Si tu mejor momento es el otoño, te quiero.
Por eso siempre quise mucho a La Plata. Por eso
ahora quiero (¿aún más? ¿cómo te atreves? ¡vendida!) a Montreal.
En este mes, el esplendor del otoño vino, brilló
y se retiró en silencio. Paseamos, comimos, jugamos, pero también trabajamos
muchísimo: mientras hace (larguísimas) entrevistas para conseguir trabajo de lo
suyo, Germán empezó como empleado en un negocio de artículos de cocina (en
donde nos queremos comprar todo); y yo, para este momento puedo decir que he
acumulado cinco contratos de trabajos distintos más un alumno particular (sh,
no le digan al fisco). A todo eso se suman las lecturas, el estudio, buscar
becas, mandar resúmenes y propuestas, y aunque a veces parece que no me alcanza
el tiempo, la vida siempre me confirma que lo que importa es el viaje, y es en
los intersticios, en las caminatas de aquí para allá, en donde suelo encontrar
la cosquillita de alegría que aún siento por estar… acá. Caminar volviendo a
casa con el solcito de la tarde por el Parc Laurier, llegar y acariciar a Jules
que se tira en el jardín. Tomarme un matecito.
Entonces, ¿qué hicimos? ¿Qué puedo contar entre
tanta intensidad, encuentros, estímulos, ideas circulando? Pues cuento lo que
se me ocurre, o lo que fue quedando registrado en las fotos. Por ejemplo, que a
principios de octubre, cuando el otoño se estaba activando, fuimos con Timo y
Julia al Parque Nacional Oka, y después a juntar manzanas, porque ¿por qué no?,
si es lo que la gente hace en otoño, había que probar, y a riesgo de quedar no
solo como una vendida sino que encima conforme a los clichés, debo decir que me
gustó y que en serio (¡en serio!), nos divertimos mucho. Pero para ponerle un
toque de “avivada argentina” (¿qué me pasa hoy con los clichés y estereotipos? Perdón),
Germán se llenó no solo la canastita que nos dieron (y pagamos) a la entrada,
sino que también toda la mochila, las manos, los bolsillos. Conclusión: después
de tres tartas de manzana, dos tandas de muffin de manzana, dos strudel, y una
torta de manzanas invertidas que se está cocinando en este momento, todavía nos
quedan un montón.
Otro día paseamos por el Mont Royal y su enorme
cementerio, en donde todavía (todavía) no vimos marmotas. Pero ya aparecerán.

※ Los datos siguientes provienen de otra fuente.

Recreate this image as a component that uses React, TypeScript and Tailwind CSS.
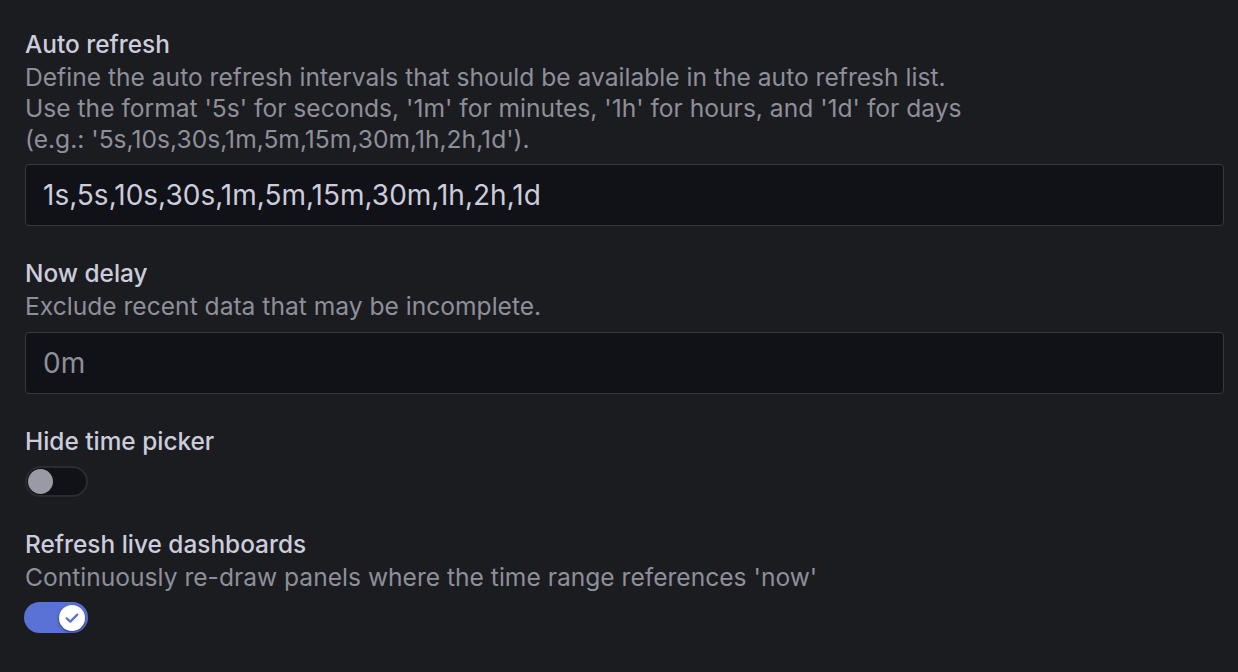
import React from "react";

const font = { fontFamily: "Inter, 'Noto Sans', sans-serif" };

function Label({ children }: { children: React.ReactNode }) {
  return <div className="text-[24.4px] font-medium leading-[31px] text-[#ccccdc] mb-[2px]">{children}</div>;
}

function Desc({ children }: { children: React.ReactNode }) {
  return <div className="text-[24.6px] leading-[31px] text-[#8e8f99]">{children}</div>;
}

function Input({ value, muted, second }: { value: string; muted?: boolean; second?: boolean }) {
  return (
    <div
      className={`${second ? "mt-[10px]" : "mt-[9px]"} h-[62px] w-[1199px] rounded-[4px] border border-[#37383e] bg-[#111217] flex items-center pl-[17px]`}
    >
      <span className={`text-[28px] ${muted ? "text-[#8e8f99]" : "text-[#ccccdc]"}`}>{value}</span>
    </div>
  );
}

export default function App() {
  return (
    <div style={font} className="w-full h-[672px] bg-[#1b1c20] pl-[25px] pt-[29px] flex flex-col gap-[32px]">
      <div>
        <Label>Auto refresh</Label>
        <Desc>
          Define the auto refresh intervals that should be available in the auto refresh list.
          <br />
          Use the format '5s' for seconds, '1m' for minutes, '1h' for hours, and '1d' for days
          <br />
          (e.g.: '5s,10s,30s,1m,5m,15m,30m,1h,2h,1d').
        </Desc>
        <Input value="1s,5s,10s,30s,1m,5m,15m,30m,1h,2h,1d" />
      </div>
      <div>
        <Label>Now delay</Label>
        <Desc>Exclude recent data that may be incomplete.</Desc>
        <Input value="0m" muted second />
      </div>
      <div>
        <Label>Hide time picker</Label>
        <div className="mt-[9px] w-[63px] h-[31px] rounded-full border-2 border-[#2a2b30] bg-[#111217] flex items-center pl-[1px]">
          <div className="w-[25px] h-[25px] rounded-full bg-[#9a9aa5]" />
        </div>
      </div>
      <div>
        <Label>Refresh live dashboards</Label>
        <Desc>Continuously re-draw panels where the time range references 'now'</Desc>
        <div className="mt-[9px] -ml-px w-[64px] h-[31px] rounded-full bg-[#5a72d6] flex items-center justify-end pr-[3px]">
          <div className="w-[26px] h-[26px] rounded-full bg-white flex items-center justify-center shadow-[0_1px_3px_rgba(0,0,0,0.5)]">
            <svg width="18" height="18" viewBox="0 0 16 16" fill="none">
              <path d="M3.3 8.3 L6.5 11.2 L12.7 5" stroke="#5a72d6" strokeWidth="2" strokeLinecap="round" strokeLinejoin="round" />
            </svg>
          </div>
        </div>
      </div>
    </div>
  );
}
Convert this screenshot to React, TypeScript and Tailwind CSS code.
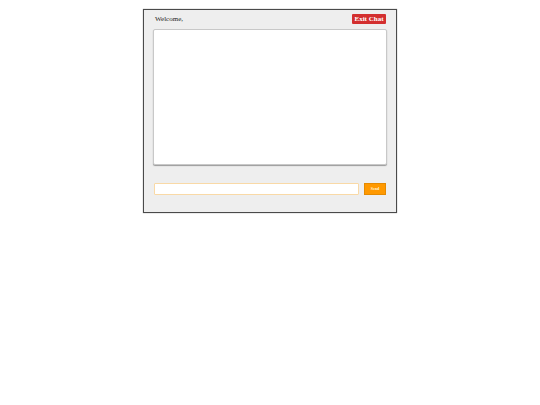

También recibí, aunque no en casa, las primeras visitas de Argentina: Dani y
Romi, que aunque hoy en día sean mis colegas, siempre serán mis primeras dos hermosas
profes de la facultad. En el medio, fui a visitar el College Kiuna, un
postsecundario (en Quebec, hay que hacer en general dos años en un college o
cégép antes de entrar a la universidad) “autochtone”, como le dicen acá, o
indígena (no me hagan empezar con las reflexiones sobre el vocabulario porque
no paro más), en donde Jimena, otra colega que conocí el año pasado, me invitó
a dar una charla sobre traducción al español de literatura innu, aprovechando
la visita de una delegación de la Universidad Intercultural Maya de Quintana,
México. Encuentros y más encuentros.
Otro día fuimos al Parc Jean Dreapeau, en la
isla Saint-Hélène, en bici con dos compañeras. Otro día descubrí que puedo ir
gratis a nadar a una pileta. Y así. En el medio, me escribe Daniel, el profe de
la UQAM gracias al que viajé a Wemotaci, para ofrecerme empezar a trabajar en
su centro de investigación. Y así, así, así. Y en el medio, pero más en el
medio de todo y descuajeringado que cualquier otra cosa en mi experiencia de
Montreal: Halloween explotando por todos lados, por aquí y por allá. Calabazas,
decoraciones que van de simpáticas a ridículas e inexplicables, y el 31, gente
disfrazada en el metro, en la calle, en cualquier lugar. No me animé a sacar
fotos porque había muches niñes y porque acá la gente puede ofenderse muy
fácil, así que dejo que su imaginación trabaje y cree en su cabeza la familia
de vikingues que me crucé en la esquina de casa cuando estaba llegando.
Perdón por tanto paréntesis. Ya se huele la
torta de manzanas, debe estar por estar.